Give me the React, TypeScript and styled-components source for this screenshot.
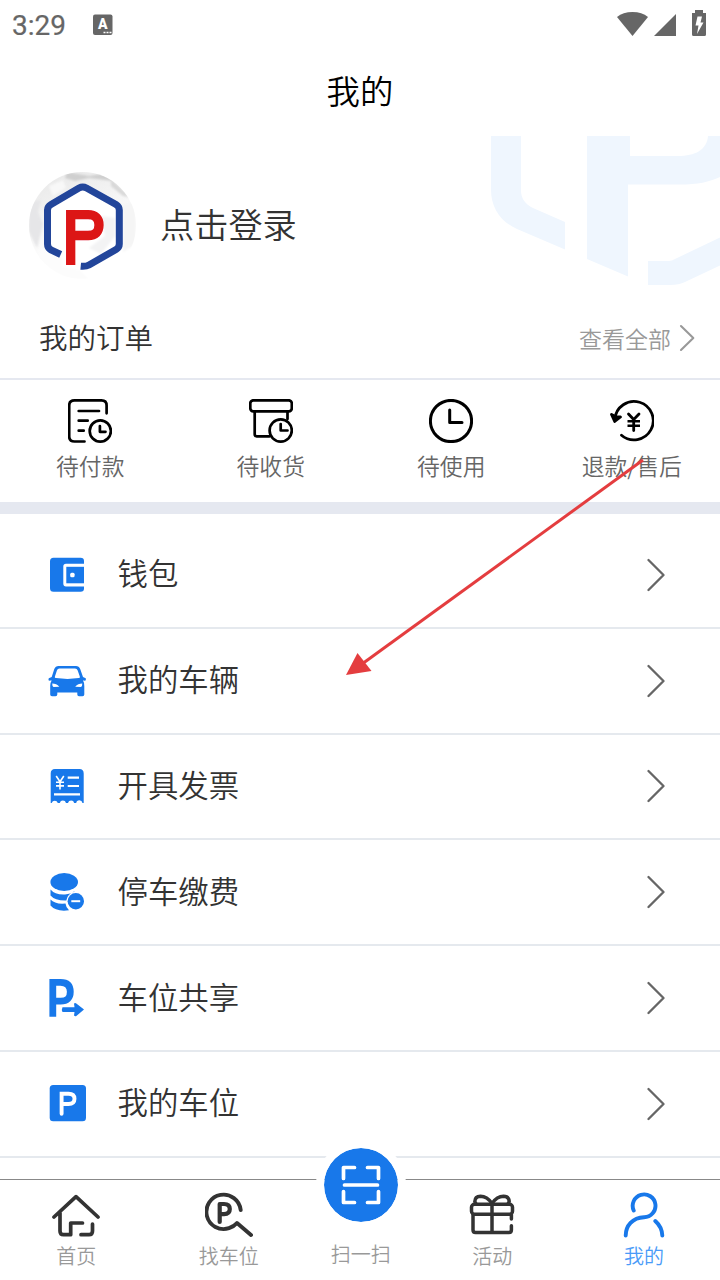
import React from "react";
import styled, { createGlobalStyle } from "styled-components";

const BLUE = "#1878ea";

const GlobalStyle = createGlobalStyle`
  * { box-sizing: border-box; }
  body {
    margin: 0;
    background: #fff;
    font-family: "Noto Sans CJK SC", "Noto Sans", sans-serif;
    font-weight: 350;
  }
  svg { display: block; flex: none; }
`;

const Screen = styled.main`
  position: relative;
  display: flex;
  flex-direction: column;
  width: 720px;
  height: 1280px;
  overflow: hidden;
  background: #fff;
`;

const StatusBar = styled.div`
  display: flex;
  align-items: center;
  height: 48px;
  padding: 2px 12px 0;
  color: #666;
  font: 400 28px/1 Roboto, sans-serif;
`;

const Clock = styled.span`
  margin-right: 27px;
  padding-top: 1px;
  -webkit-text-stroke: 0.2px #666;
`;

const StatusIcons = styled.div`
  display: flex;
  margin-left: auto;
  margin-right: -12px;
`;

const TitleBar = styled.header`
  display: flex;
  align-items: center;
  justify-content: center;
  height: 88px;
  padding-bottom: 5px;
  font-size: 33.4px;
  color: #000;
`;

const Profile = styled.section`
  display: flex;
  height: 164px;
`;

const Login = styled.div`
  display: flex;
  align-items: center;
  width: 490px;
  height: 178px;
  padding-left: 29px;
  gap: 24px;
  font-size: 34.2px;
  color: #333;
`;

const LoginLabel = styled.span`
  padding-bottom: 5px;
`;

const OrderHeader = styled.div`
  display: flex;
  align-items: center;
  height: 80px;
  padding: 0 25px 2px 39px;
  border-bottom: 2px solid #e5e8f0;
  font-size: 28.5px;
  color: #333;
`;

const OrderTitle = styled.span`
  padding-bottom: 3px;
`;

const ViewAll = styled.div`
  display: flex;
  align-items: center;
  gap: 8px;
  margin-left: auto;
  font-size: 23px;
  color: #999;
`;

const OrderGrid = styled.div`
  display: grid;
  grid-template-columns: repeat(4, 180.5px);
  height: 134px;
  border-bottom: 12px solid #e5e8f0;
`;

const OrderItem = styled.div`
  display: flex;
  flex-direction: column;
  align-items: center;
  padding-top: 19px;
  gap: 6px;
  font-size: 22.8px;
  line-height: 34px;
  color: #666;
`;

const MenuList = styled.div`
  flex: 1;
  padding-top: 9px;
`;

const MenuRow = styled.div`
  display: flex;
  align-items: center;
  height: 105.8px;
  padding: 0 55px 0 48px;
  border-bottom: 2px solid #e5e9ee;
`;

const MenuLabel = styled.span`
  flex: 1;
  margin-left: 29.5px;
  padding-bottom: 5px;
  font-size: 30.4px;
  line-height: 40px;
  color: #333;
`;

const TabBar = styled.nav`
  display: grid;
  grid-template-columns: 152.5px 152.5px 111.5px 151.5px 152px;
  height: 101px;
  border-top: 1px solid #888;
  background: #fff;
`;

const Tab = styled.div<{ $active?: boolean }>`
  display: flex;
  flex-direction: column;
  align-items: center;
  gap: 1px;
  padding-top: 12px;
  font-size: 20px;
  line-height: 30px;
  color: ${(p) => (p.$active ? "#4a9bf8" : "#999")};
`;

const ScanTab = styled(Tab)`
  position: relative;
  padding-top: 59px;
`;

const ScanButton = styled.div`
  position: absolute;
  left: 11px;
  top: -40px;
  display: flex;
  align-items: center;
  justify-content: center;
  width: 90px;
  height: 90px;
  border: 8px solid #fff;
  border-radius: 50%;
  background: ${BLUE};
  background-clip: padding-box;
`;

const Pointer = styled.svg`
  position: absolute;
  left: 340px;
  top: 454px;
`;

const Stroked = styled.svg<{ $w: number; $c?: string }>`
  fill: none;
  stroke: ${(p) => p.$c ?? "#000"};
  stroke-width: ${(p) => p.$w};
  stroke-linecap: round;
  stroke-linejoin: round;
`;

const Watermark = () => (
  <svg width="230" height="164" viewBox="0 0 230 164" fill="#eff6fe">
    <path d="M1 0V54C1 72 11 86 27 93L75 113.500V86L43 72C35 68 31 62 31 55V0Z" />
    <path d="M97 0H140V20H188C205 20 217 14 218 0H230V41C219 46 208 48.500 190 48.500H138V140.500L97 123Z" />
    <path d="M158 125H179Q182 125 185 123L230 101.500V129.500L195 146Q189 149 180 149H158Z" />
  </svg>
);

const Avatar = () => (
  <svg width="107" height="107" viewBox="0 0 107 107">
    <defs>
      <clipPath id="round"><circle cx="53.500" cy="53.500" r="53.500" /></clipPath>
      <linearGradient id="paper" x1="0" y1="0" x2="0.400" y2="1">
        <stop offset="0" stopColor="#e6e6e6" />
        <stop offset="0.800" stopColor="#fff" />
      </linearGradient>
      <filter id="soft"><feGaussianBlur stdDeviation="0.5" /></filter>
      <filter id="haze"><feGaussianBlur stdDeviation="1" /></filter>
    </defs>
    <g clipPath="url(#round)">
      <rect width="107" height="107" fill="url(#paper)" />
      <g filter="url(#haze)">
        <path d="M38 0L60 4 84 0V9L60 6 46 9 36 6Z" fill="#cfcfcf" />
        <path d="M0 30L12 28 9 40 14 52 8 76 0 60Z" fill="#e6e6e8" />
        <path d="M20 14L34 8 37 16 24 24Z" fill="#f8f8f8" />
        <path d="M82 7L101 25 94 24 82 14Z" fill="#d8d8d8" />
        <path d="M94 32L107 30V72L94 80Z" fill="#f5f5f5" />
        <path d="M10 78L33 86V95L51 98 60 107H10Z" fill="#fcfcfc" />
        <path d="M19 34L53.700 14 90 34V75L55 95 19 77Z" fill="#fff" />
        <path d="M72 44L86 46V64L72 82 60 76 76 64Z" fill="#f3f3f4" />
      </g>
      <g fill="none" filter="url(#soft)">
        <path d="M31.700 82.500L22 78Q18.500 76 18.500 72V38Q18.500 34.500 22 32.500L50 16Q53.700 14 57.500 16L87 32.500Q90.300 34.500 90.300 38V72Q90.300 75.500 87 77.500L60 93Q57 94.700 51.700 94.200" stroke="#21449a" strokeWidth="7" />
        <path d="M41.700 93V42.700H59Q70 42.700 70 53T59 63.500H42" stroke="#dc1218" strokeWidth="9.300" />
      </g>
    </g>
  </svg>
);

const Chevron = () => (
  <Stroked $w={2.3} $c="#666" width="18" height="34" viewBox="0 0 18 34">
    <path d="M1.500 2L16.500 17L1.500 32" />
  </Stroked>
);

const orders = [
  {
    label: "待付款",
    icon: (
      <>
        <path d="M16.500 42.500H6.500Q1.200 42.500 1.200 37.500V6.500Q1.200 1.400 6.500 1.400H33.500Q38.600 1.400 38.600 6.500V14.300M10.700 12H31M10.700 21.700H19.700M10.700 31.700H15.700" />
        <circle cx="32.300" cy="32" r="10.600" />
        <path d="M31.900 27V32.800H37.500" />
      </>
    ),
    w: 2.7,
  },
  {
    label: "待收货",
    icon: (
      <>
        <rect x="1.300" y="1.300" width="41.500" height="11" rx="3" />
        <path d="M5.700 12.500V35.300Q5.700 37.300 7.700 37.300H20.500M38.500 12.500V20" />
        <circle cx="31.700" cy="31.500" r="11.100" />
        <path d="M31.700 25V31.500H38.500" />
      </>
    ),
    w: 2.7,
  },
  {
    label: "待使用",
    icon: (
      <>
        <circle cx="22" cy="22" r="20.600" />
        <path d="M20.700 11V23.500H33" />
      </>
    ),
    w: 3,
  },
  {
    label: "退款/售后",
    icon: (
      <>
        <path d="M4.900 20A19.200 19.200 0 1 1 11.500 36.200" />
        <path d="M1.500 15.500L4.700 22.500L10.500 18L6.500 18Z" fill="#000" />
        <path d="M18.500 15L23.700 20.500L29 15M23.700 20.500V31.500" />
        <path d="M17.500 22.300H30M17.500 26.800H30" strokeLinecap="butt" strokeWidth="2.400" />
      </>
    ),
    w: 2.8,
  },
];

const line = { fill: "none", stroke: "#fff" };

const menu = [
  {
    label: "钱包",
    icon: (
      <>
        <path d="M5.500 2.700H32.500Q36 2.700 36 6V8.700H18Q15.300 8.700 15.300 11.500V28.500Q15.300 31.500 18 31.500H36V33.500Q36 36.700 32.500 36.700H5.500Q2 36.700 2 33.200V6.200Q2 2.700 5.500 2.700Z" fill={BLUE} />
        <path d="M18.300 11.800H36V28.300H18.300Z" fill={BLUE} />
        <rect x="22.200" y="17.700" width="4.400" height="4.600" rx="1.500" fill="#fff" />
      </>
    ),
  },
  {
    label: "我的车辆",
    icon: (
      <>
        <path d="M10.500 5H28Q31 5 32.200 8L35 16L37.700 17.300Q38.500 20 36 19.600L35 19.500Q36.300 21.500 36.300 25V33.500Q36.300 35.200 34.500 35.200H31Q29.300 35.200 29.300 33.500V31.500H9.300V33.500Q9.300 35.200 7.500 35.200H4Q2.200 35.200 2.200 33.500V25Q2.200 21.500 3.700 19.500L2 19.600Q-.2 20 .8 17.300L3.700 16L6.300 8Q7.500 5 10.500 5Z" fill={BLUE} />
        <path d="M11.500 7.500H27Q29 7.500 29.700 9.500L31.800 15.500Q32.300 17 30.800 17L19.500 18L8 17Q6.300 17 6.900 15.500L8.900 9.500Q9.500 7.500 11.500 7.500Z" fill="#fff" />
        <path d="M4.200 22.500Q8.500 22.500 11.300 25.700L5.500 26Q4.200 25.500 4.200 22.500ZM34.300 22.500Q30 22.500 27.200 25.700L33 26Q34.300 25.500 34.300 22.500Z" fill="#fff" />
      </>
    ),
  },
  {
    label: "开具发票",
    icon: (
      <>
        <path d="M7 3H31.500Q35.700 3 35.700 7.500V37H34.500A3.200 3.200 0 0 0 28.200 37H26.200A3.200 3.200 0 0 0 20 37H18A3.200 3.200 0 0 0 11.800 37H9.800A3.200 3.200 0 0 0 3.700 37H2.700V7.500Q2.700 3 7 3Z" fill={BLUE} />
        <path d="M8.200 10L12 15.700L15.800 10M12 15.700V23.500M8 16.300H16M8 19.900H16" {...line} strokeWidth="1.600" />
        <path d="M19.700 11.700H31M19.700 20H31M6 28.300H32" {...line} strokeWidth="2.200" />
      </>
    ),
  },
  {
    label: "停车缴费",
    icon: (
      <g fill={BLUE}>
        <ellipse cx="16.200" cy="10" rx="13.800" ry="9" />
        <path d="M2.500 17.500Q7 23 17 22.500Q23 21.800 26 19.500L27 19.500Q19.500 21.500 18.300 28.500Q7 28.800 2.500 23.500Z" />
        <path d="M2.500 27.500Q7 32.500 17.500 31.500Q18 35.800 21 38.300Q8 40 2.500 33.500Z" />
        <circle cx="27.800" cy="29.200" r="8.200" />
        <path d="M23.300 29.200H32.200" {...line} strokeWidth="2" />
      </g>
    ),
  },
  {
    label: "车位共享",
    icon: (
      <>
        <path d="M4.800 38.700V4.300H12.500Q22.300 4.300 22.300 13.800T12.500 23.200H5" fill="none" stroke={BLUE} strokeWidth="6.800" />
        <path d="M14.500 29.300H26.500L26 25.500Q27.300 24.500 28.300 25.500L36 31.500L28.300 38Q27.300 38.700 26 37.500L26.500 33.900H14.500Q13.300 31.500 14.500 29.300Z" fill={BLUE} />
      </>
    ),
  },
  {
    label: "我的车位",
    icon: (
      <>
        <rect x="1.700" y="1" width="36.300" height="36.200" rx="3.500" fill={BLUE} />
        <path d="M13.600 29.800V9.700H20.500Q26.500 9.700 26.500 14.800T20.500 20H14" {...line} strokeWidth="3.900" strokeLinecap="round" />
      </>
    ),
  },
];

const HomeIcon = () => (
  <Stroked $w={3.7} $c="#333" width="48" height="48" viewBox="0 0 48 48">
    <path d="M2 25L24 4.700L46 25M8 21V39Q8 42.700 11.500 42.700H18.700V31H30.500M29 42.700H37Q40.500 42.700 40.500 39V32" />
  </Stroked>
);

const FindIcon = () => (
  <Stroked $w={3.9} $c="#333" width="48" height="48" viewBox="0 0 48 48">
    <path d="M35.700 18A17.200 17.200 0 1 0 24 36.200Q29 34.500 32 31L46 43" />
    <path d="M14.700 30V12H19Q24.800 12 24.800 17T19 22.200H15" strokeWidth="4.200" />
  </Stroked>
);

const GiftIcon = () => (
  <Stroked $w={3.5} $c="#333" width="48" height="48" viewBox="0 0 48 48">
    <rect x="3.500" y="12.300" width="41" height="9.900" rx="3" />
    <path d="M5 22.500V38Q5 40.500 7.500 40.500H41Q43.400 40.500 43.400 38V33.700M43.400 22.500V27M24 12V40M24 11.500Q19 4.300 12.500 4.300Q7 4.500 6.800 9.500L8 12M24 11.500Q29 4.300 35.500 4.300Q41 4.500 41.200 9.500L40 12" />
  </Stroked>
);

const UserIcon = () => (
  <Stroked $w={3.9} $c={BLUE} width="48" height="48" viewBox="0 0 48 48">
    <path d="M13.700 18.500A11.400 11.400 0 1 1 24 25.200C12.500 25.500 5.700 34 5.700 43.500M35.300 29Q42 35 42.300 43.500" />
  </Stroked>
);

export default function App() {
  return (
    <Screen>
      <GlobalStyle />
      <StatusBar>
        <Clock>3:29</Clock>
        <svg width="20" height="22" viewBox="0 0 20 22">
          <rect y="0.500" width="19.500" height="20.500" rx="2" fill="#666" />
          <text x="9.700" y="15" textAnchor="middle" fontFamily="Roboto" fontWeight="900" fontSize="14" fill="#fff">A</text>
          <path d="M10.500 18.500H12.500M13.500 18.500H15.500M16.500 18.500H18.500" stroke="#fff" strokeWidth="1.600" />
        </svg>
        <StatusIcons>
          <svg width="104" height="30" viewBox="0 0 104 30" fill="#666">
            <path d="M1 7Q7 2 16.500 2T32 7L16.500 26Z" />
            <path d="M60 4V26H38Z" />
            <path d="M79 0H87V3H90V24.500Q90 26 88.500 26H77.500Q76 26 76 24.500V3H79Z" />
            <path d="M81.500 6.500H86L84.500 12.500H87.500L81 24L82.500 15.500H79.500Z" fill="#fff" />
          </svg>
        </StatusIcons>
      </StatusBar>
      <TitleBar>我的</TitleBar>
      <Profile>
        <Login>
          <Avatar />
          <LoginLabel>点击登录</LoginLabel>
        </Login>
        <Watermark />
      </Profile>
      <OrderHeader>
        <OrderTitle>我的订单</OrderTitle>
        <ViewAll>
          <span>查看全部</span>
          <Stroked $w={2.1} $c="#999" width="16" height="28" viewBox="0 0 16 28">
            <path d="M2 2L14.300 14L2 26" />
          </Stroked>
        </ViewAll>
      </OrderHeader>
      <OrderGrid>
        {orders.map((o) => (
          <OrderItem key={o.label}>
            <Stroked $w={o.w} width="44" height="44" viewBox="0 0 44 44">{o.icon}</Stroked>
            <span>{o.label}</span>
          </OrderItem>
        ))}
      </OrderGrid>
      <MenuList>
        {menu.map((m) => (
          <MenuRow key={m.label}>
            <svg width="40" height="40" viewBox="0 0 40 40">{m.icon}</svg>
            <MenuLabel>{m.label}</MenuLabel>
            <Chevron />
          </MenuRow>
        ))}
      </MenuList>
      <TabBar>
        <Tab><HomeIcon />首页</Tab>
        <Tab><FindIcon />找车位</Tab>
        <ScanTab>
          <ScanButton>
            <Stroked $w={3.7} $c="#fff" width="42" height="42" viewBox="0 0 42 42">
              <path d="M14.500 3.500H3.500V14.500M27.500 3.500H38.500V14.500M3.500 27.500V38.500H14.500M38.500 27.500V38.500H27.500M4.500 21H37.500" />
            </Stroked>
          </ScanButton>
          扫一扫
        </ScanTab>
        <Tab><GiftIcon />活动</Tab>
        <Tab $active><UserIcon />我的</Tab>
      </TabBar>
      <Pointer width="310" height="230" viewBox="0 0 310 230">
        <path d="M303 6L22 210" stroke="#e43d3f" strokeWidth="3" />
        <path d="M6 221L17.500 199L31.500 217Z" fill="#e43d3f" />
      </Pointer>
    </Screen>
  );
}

---+---

SET TASK:
Gather all lines with the string "React" from the data.

EXERCISE RESULT:
Give me the React, TypeScript and styled-components source for this screenshot.
import React from "react";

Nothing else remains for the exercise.